Ductless systems need regular cleaning of their indoor heads and filters. That part often gets skipped because the units keep running, at least for a while. Then performance drops, drainage problems show up, or indoor air quality suffers. If you have multiple heads, you also have multiple indoor components to maintain.
From a repair standpoint, central systems are often simpler for homeowners who want one system to manage. Ductless can be excellent, but more indoor units mean more parts in play. That does not make ductless unreliable. It just means maintenance habits matter.
So which one should you choose?
Choose central air if your home already has good ductwork, you want one system for whole-home cooling, and you prefer a cleaner look with fewer indoor units on display. It is often the better fit for homes built around forced-air heating and for families who want simple, even comfort.
Choose ductless if your home lacks ducts, certain rooms are always uncomfortable, or you want true zone control.

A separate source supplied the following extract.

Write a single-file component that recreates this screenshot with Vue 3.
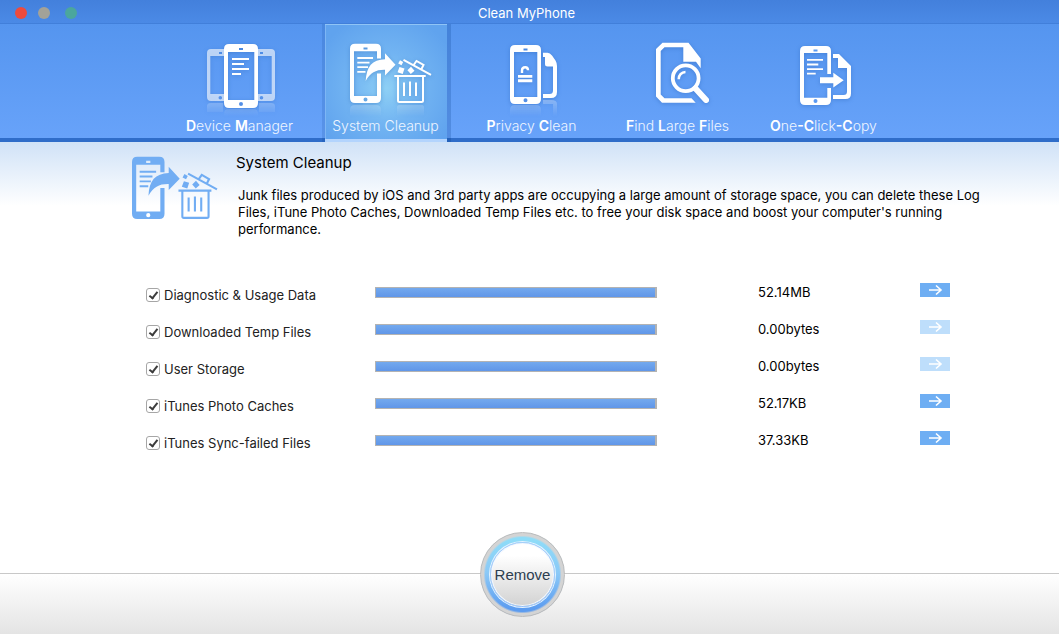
<script setup>
import { reactive } from 'vue'

const tabs = [
  { id: 'device', parts: [['D', 'evice '], ['M', 'anager']], view: '190 38 100 78' },
  { id: 'cleanup', parts: [['', 'System Cleanup']], view: '336 38 100 78' },
  { id: 'privacy', parts: [['P', 'rivacy '], ['C', 'lean']], view: '482 38 100 78' },
  { id: 'large', parts: [['F', 'ind '], ['L', 'arge '], ['F', 'iles']], view: '628 38 100 78' },
  { id: 'copy', parts: [['O', 'ne'], ['-C', 'lick'], ['-C', 'opy']], view: '774 38 100 78' },
]

const items = reactive([
  { name: 'Diagnostic & Usage Data', size: '52.14MB', percent: 100, checked: true, enabled: true },
  { name: 'Downloaded Temp Files', size: '0.00bytes', percent: 100, checked: true, enabled: false },
  { name: 'User Storage', size: '0.00bytes', percent: 100, checked: true, enabled: false },
  { name: 'iTunes Photo Caches', size: '52.17KB', percent: 100, checked: true, enabled: true },
  { name: 'iTunes Sync-failed Files', size: '37.33KB', percent: 100, checked: true, enabled: true },
])
</script>

<template>
  <div class="window">
    <svg class="defs" width="0" height="0" aria-hidden="true">
      <defs>
        <linearGradient id="fade" gradientUnits="userSpaceOnUse" x1="0" y1="99" x2="0" y2="116">
          <stop offset="0" stop-color="#fff" stop-opacity="0.3" />
          <stop offset="1" stop-color="#fff" stop-opacity="0" />
        </linearGradient>
        <path id="swoosh" d="M365.7 81C366.5 66.5 372 59.8 385 59.3V53.3L395.5 64.7L385 75.5V69.8C376 69.6 370.5 72.5 365.7 81Z" />
        <mask id="swoosh-gap" maskUnits="userSpaceOnUse" x="340" y="38" width="100" height="80">
          <rect x="340" y="38" width="100" height="80" fill="#fff" />
          <path d="M374 58.5H386V73.5H374Z" fill="#000" />
        </mask>
        <g id="cleanup-icon">
          <g mask="url(#swoosh-gap)">
            <path fill-rule="evenodd" d="M355 43.7H376Q381 43.7 381 48.7V98Q381 103 376 103H355Q350 103 350 98V48.7Q350 43.7 355 43.7ZM354 51.3V96H377V51.3ZM363.5 47.6V49.6H367.5V47.6ZM365.5 97.4A2 2 0 1 0 365.5 101.4A2 2 0 1 0 365.5 97.4Z" />
          </g>
          <path d="M357.3 57.1H373V58.9H357.3ZM357.3 61.7H369.5V63.5H357.3ZM357.3 66.3H368V68.1H357.3ZM357.3 70.9H365.5V72.7H357.3Z" />
          <use href="#swoosh" />
          <path d="M394.3 75H425.7V77H424V100.5Q424 103 421.5 103H399.5Q397 103 397 100.5V77H394.3ZM399 77V101H422V77Z" fill-rule="evenodd" />
          <path d="M403 82.5H405V96H403ZM409 81.5H411V96H409ZM415 82.5H417V96H415Z" />
          <path d="M403.5 59.8L431 74.8M414 64.5L416.5 61L423.5 65L421.5 69" fill="none" stroke="currentColor" stroke-width="2" />
          <path d="M400 60.2L403.2 62L401.5 65.2L398.2 63.4ZM399.5 67L404.5 68.6L402.7 74L397.5 72.3ZM411 66.7L414.5 70.7L410.8 74L407.4 70.2Z" />
        </g>
      </defs>
    </svg>

    <header class="titlebar">
      <div class="lights">
        <button class="light red" aria-label="Close"></button>
        <button class="light gray" aria-label="Minimize"></button>
        <button class="light green" aria-label="Zoom"></button>
      </div>
      <h1 class="app-name">Clean MyPhone</h1>
    </header>

    <nav class="toolbar">
      <button v-for="tab in tabs" :key="tab.id" class="tab" :class="{ active: tab.id === 'cleanup' }">
        <svg class="tab-icon" :viewBox="tab.view" fill="currentColor" aria-hidden="true">
          <template v-if="tab.id === 'device'">
            <g opacity="0.62">
              <path fill-rule="evenodd" d="M211 49H224V101H211Q207 101 207 97V53Q207 49 211 49ZM210.3 56V94H224V56ZM219 52V54H222V52ZM220.3 96A1.8 1.8 0 1 0 220.3 99.6A1.8 1.8 0 1 0 220.3 96Z" />
              <path fill-rule="evenodd" d="M258 49H271Q275 49 275 53V97Q275 101 271 101H258ZM258 56V94H271.7V56ZM260 52V54H263V52ZM261.5 96A1.8 1.8 0 1 0 261.5 99.6A1.8 1.8 0 1 0 261.5 96Z" />
            </g>
            <path fill-rule="evenodd" d="M229 44H253Q258 44 258 49V103Q258 108 253 108H229Q224 108 224 103V49Q224 44 229 44ZM228 52V100H254.3V52ZM239 48V50H243V48ZM241 102A2 2 0 1 0 241 106A2 2 0 1 0 241 102Z" />
            <path d="M232 58H249V60H232ZM232 63H244V65H232ZM232 68H249V70H232ZM232 73H241V75H232Z" />
            <path fill="url(#fade)" d="M224 116V114Q224 109 229 109H253Q258 109 258 114V116ZM207 112V106Q207 103 211 103H223V112ZM259 112V103H271Q275 103 275 106V112Z" />
          </template>
          <template v-else-if="tab.id === 'cleanup'">
            <use href="#cleanup-icon" />
            <path fill="url(#fade)" d="M350 116V110Q350 105 355 105H376Q381 105 381 110V116ZM397 116V107Q397 105 399 105H422Q424 105 424 107V116Z" />
          </template>
          <template v-else-if="tab.id === 'privacy'">
            <path fill-rule="evenodd" d="M515 45H536Q541 45 541 50V99Q541 104 536 104H515Q510 104 510 99V50Q510 45 515 45ZM514 52V97H537.3V52ZM523.5 48.4V50.4H527.5V48.4ZM525.5 98.2A2 2 0 1 0 525.5 102.2A2 2 0 1 0 525.5 98.2Z" />
            <path d="M518 75H532.3V77.7H518ZM518 79.3H532.3V82.3H518Z" />
            <path d="M522 73V70.5Q522 67.2 525.2 67.2Q528 67.2 528 70.3" fill="none" stroke="currentColor" stroke-width="2.4" />
            <path d="M543 52.7H547.5Q550 52.7 552 55.5L555.5 60.5Q557 63 557 66V92Q557 98 551 98H543V94H549.5Q553 94 553 90.5V66.5H547.5Q545 66.5 545 64V57H543Z" />
            <path fill="url(#fade)" d="M510 116V110Q510 105 515 105H536Q541 105 541 110V116ZM543 104V100H551Q557 100 557 104V116H553V104Z" />
          </template>
          <template v-else-if="tab.id === 'large'">
            <path d="M662.5 42.7H688.5L700.7 58.5V68.3L696 61.7H683.3V47.3H664.5L660.7 51V94.5L664.5 98.3H691.5L695.7 102.7H662L656 96.5V49Z" />
            <circle cx="685.7" cy="78.3" r="12.9" fill="none" stroke="currentColor" stroke-width="3.8" />
            <path d="M695.5 88.5L706 100" fill="none" stroke="currentColor" stroke-width="6" stroke-linecap="round" />
            <path d="M678.7 79.3A7 7 0 0 1 685.5 72" fill="none" stroke="currentColor" stroke-width="2.6" />
          </template>
          <template v-else>
            <path d="M831 74H827.3V53H804V97.7H827.3V88H831V100Q831 105 826 105H805Q800 105 800 100V51Q800 46 805 46H826Q831 46 831 51Z" />
            <path class="hole" d="M813.5 49.5H817.5V51.5H813.5ZM815.5 99A2 2 0 1 0 815.5 103A2 2 0 1 0 815.5 99Z" />
            <path d="M807 59H823V60.8H807ZM807 63.6H818.3V65.4H807ZM807 68.2H823V70H807ZM807 72.8H815.7V74.6H807Z" />
            <path d="M820 77.3H833.3V72.7L843.7 80.3L833.3 87.5V83.3H820Z" />
            <path d="M833 54H839L851 66V93.5Q851 99 845.5 99H833V95H843.5Q847 95 847 91.5V68H838V58H833Z" />
          </template>
        </svg>
        <span class="tab-label"><template v-for="(part, i) in tab.parts" :key="i"><b>{{ part[0] }}</b>{{ part[1] }}</template></span>
      </button>
    </nav>

    <main class="content">
      <section class="intro">
        <svg class="intro-icon" viewBox="350 43 82 61" fill="currentColor" aria-hidden="true">
          <use href="#cleanup-icon" />
        </svg>
        <div class="intro-text">
          <h2>System Cleanup</h2>
          <p>Junk files produced by iOS and 3rd party apps are occupying a large amount of storage space, you can delete these Log Files, iTune Photo Caches, Downloaded Temp Files etc. to free your disk space and boost your computer's running performance.</p>
        </div>
      </section>

      <ul class="items">
        <li v-for="item in items" :key="item.name" class="item">
          <label class="item-name">
            <input v-model="item.checked" type="checkbox" />
            <span>{{ item.name }}</span>
          </label>
          <div class="bar" role="progressbar" :aria-label="item.name" :aria-valuenow="item.percent">
            <div class="bar-fill" :style="{ width: item.percent + '%' }"></div>
          </div>
          <span class="size">{{ item.size }}</span>
          <button class="go" :disabled="!item.enabled" :aria-label="'Show ' + item.name">
            <svg viewBox="0 0 30 14" width="30" height="14" aria-hidden="true">
              <path d="M9 7H21M16 2.5L21 7L16 11.5" fill="none" stroke="#fff" stroke-width="1.6" />
            </svg>
          </button>
        </li>
      </ul>
    </main>

    <footer class="footer">
      <button class="remove"><span>Remove</span></button>
    </footer>
  </div>
</template>

<style>
body {
  margin: 0;
}
</style>

<style scoped>
.window {
  display: flex;
  flex-direction: column;
  min-height: 100vh;
  background: #fff;
  color: #000;
  font: 13px/17px Inter, "Liberation Sans", sans-serif;
}
.defs {
  position: absolute;
}
button {
  margin: 0;
  padding: 0;
  border: 0;
  background: none;
  font: inherit;
  color: inherit;
}
.titlebar {
  display: grid;
  grid-template-columns: 1fr auto 1fr;
  align-items: center;
  box-sizing: border-box;
  height: 24px;
  padding: 3px 15px 0;
  border-bottom: 1px solid #417fda;
  background: linear-gradient(#4380dc, #4b8ae6);
}
.lights {
  display: grid;
  grid-template-columns: 23px 27px 12px;
}
.light {
  width: 12px;
  height: 12px;
  border-radius: 50%;
}
.red {
  background: #ee4b3c;
}
.gray {
  background: #a3a298;
}
.green {
  background: #4ba69d;
}
.app-name {
  margin: 0 6px 0 0;
  font-size: 13px;
  font-weight: 400;
  color: #fff;
}
.toolbar {
  display: grid;
  grid-template-columns: repeat(5, 122px);
  justify-content: center;
  gap: 24px;
  box-sizing: border-box;
  height: 118px;
  padding-left: 4px;
  background: linear-gradient(#5595ef, #68a3fa);
  box-shadow: inset 0 -4px #2f6dc9;
}
.tab {
  display: flex;
  flex-direction: column;
  align-items: center;
  box-sizing: border-box;
  padding-top: 14px;
  color: #fff;
}
.active {
  border-bottom: 3px solid #b3d4fd;
  background: radial-gradient(circle at 50% 56%, #8ed0f5 0, #72b4f2 40%, #60a3ee 85%);
  box-shadow: inset 0 1px #8fc4f6, inset 1px 0 #7db6f5, -3px 0 #00388022, 4px 0 #00388033;
}
.tab-icon {
  flex: none;
  width: 100px;
  height: 78px;
  filter: drop-shadow(0 1px 2px #1c55a655);
}
.hole {
  color: #5b9af2;
  fill: #5b9af2;
}
.tab-label {
  font-size: 14px;
  font-weight: 300;
  line-height: 20px;
  white-space: pre;
  color: #eef5ff;
}
.tab-label b {
  font-weight: 600;
  color: #fff;
}
.content {
  flex: 1;
  padding: 11px 0 0;
  background: linear-gradient(#d0e2f7, #fff 64px);
}
.intro {
  display: flex;
  gap: 18px;
  padding: 0 72px 0 132px;
}
.intro-icon {
  flex: none;
  width: 86px;
  height: 64px;
  margin-top: 3px;
  color: #71adf3;
}
h2 {
  margin: 0;
  font-size: 15px;
  font-weight: 400;
  line-height: 20px;
}
.intro-text p {
  margin: 14px 0 0 2px;
}
.items {
  display: flex;
  flex-direction: column;
  gap: 17px;
  margin: 0;
  padding: 44px 109px 0 146px;
  list-style: none;
}
.item {
  display: grid;
  grid-template-columns: 229fr 282fr 101fr 162fr 30px;
  align-items: start;
  height: 20px;
}
.item-name {
  display: flex;
  align-items: flex-start;
  gap: 4px;
  padding-top: 5px;
  color: #222;
}
.item-name input {
  appearance: none;
  display: grid;
  place-items: center;
  box-sizing: border-box;
  width: 14px;
  height: 14px;
  margin: 1px 0 0;
  border: 1px solid #a6a6a6;
  border-radius: 3px;
  background: #fff;
}
.item-name input:checked::before {
  content: "";
  width: 3px;
  height: 7px;
  margin-bottom: 2px;
  border: solid #3c3c3c;
  border-width: 0 2px 2px 0;
  transform: rotate(38deg);
}
.bar {
  box-sizing: border-box;
  height: 11px;
  margin-top: 5px;
  border: 1px solid #b3b3b3;
  border-right-width: 2px;
  background: #e6e6e6;
}
.bar-fill {
  height: 100%;
  background: linear-gradient(#73a9ee, #6096e8);
}
.size {
  grid-column: 4;
  padding-top: 2px;
}
.go {
  display: block;
  width: 30px;
  height: 14px;
  margin-top: 1px;
  background: #6eaef3;
}
.go:disabled {
  background: #bedefb;
}
.go svg {
  display: block;
}
.footer {
  display: flex;
  justify-content: center;
  box-sizing: border-box;
  height: 61px;
  padding-right: 14px;
  border-top: 1px solid #c8c8c8;
  background: linear-gradient(#fff, #e4e4e4);
}
.remove {
  display: grid;
  box-sizing: border-box;
  width: 85px;
  height: 85px;
  margin-top: -42px;
  padding: 9px;
  border: 1px solid #bcbcbc;
  border-radius: 50%;
  background:
    radial-gradient(circle, #fff0 0 37px, #d4d4d4 39px),
    linear-gradient(#8edcf8 6px, #8bc9f7 40px, #5c9cf0 76px);
  font: 14px/20px "Liberation Sans", Arial, sans-serif;
  font-size: 15px;
  color: #2d3e50;
}
.remove span {
  display: grid;
  place-items: center;
  border: 1px solid #a9cdfa;
  border-radius: 50%;
  background: linear-gradient(#fff 20%, #d2d2d2);
  box-shadow: inset 0 0 0 1px #f4f9ff, 0 0 0 1px #e5f3ff;
}
</style>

It is also a strong option for additions, older homes, and targeted cooling where running new ductwork would be expensive or disruptive.
If you are stuck between the two, start with the house itself. Look at the duct condition, room layout, insulation, and which areas actually need cooling. That usually tells the story faster than any sales pitch.
At CoolFix, we see plenty of situations where repair, rebalancing, or a targeted ductless addition makes more sense than a full replacement. The best system is the one that solves the problem without saddling you with extra cost you did not need.
A good cooling setup should make your home easier to live in, not harder to afford. When the choice matches the house, you feel it every day.